News24 visits the special Covid-19 unit at the Bishop Lavis Community Health Centre. Watch.
The Western Cape health department rolled out its Covid-19 community screening and testing initiative on Monday, 6 April.
It included mobile, door-to-door screening and testing by trained field workers and “pop-up” clinics in public facilities, run by trained medical staff.
News24 visited the special Covid-19 unit at the Bishop Lavis Community Health Centre where head doctor Mumtaz Abbas gave a step-by-step breakdown of what patients can expect.
“Any patient who has a fever, cough, sore throat or shortness of breath…will be sent across to this area for testing,” Abbas said.
The reception clerk will open a folder for the patient and the nurses, sitting an appropriate distance from the patient, will fill out four forms: a person under investigation form, a specimen collection form, a contact line list form and a lab form.

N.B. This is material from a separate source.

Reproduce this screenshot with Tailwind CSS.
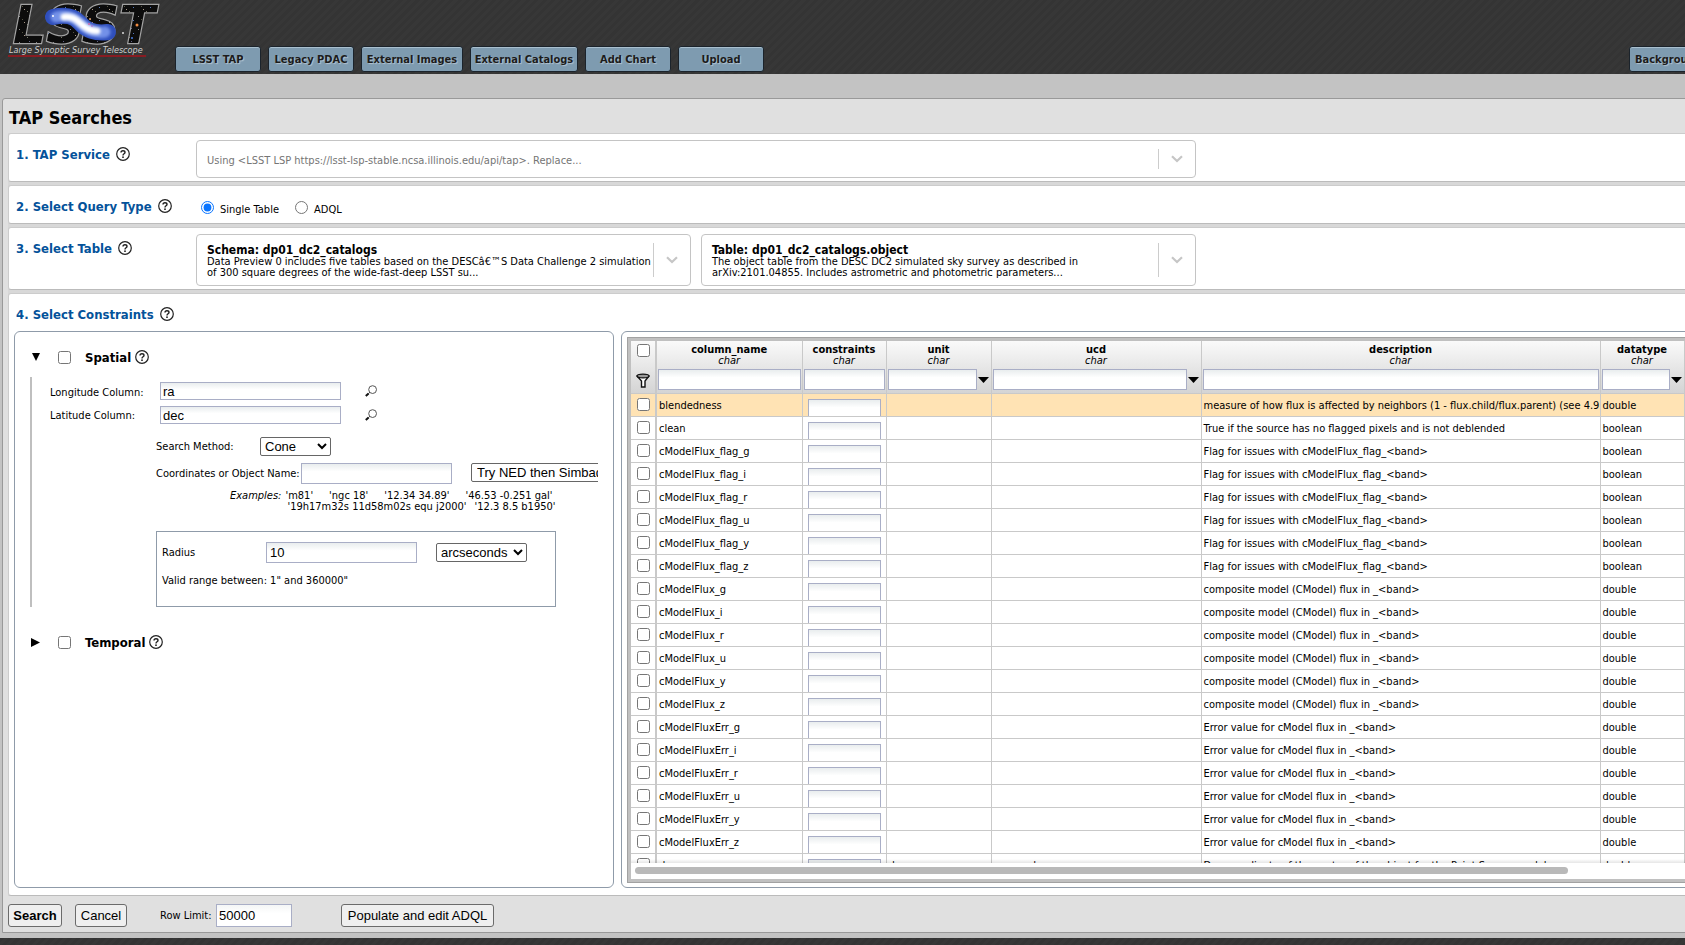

When the patient is ready for testing, Dr Abbas dons her personal protective equipment, which includes a plastic apron, a blue gown, double gloves, a N95 mask, and a visor or goggles.
The patient’s forms are folded and put into one of two sleeves in a biohazard bag.
The clinician will then label two samples with the patient’s details. Once the two samples – a nasopharyngeal swab and an oropharyngeal swab – have been taken, they are sealed and put into the other sleeve of the biohazard bag, which is then placed in an ice container.
“We insert the swab directly backwards, following the floor of the nose until we hit a bit of resistance. We measure the distance from the nose to the ear and that’s the distance that we basically have to go in and we go backwards, so you’re not going up, you’re not pointing down but you are going directly backwards. Then we turn the swab three times,” said Abbas.
The patient will receive a daily monitoring sheet to monitor their symptoms, a patient information leaflet on how to self-isolate at home, a list of dos and don’ts, and a letter for their employer to inform them that they have been tested and need to remain home for 14 days.
The patient will be contacted with their results within two to three days Abbas said.
Cashier Douglas Tshunza-Lubamba, who had just undergone testing, said while it wasn’t what he expected, it was “nice, quick and easy”.
“It was not painful. I can say that. But it makes you uncomfortable,” he said.